It’s been about three months since the city of Selma started moving toward district elections, but this week the council voted to start the process all over again.
In a 3-2 vote, the Selma City Council amended the resolution it passed in July to create five city council districts with a revolving mayor. Now, the council wants four districts and an at-large elected mayor.
Councilmember Sarah Guerra voted in favor of the amendment and said most of the constituents she’s spoken with want to vote for their mayor, rather than having the councilmembers decide who it is every year.
Residents have asked her, “‘How come Selma doesn’t get to vote for their mayor?’” she said. “We went through this years ago where we wanted to vote for our mayor and it didn’t get passed.”
Mayor Scott Robertson and Councilmember Jim Avalos also supported the amendment.
The city has another 90 days to choose a district map, and it’s going to cost more money. There’s no set estimate on how much, but Shalice Tilton, the National Demographics Corporation consultant the city hired to create maps, said it costs about $2,000 every time she attends a city council meeting. During the last 90-day process to create maps she attended at least three meetings.

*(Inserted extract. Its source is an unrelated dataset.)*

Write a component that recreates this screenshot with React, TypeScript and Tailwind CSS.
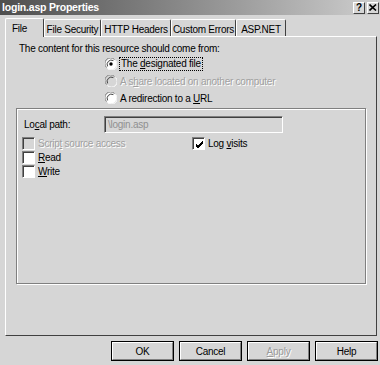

Mayor Pro Tem Louis Franco, who cast a no vote, said electing a mayor-at-large is like “economic gerrymandering” because not everyone can afford to run a costly election campaign.
“We are basically saying unless you have the financial resources to run for mayor you can never be mayor,” he said during the meeting on Monday. “If we go five districts and we do a rotation, running for a district is so much more affordable.”
Five districts is sufficient because Selma isn’t a major city, Franco said.
Franco and Councilmember John Trujillo were in favor of putting the choice on the ballot in 2020 and allowing voters to decide.
Community members have until Oct. 25 to submit maps to the council.
Why make the change now?
The council discussed having an at-large elected mayor when talks of creating districts began earlier this year, but the city attorney at the time, Bianca Sparks Rojas with Casso and Sparks LLP Law Firm, said it would make the city vulnerable to a lawsuit under the Voting Rights Act.
However, Neal Costanzo, serving as special counsel until the city finds a permanent attorney, had a different opinion. He said the council was misled by Rojas because the city can’t get sued for having four districts and an at-large mayor.
Rojas resigned on Sept. 13 after Avalos submitted a request to evaluate her on Sept. 5. Shortly after that, Avalos requested to terminate her contract.
Rojas declined to comment.
Trujillo has been adamant about wanting to know why Avalos requested an evaluation that ultimately led to her resignation.
“As an elected official I have my due diligence to know, ‘Did she do something illegal? Did she do something wrong?” Trujillo asked during the Sept.16 meeting. “Can somebody let me know what occurred?”
Franco has also pressed Avalos for answers and said at the Sept. 27 meeting, “She resigned with cause. You don’t just do that on a whim. So, Jim (Avalos), what was the reason?”
Avalos has continued to avoid answering the question and said he won’t talk about it.
“If the individual leaves before the (termination) evaluation discussions take place, case closed,” Avalos said in response to Franco’s comment. “When cases close that’s a personnel matter and we don’t discuss personnel matters to the public.”
Avalos' request to evaluate and then terminate the city manager “looks very orchestrated” especially because he won’t explain his decision, Franco said.
“You guys weren’t happy with the districting [and then] all of a sudden the attorney has to go,” Franco said. “Then, thank goodness Mr. Costanza was available to show up, and guess what? We were all mistaken and can have a mayor at-large [and] we only need four districts.”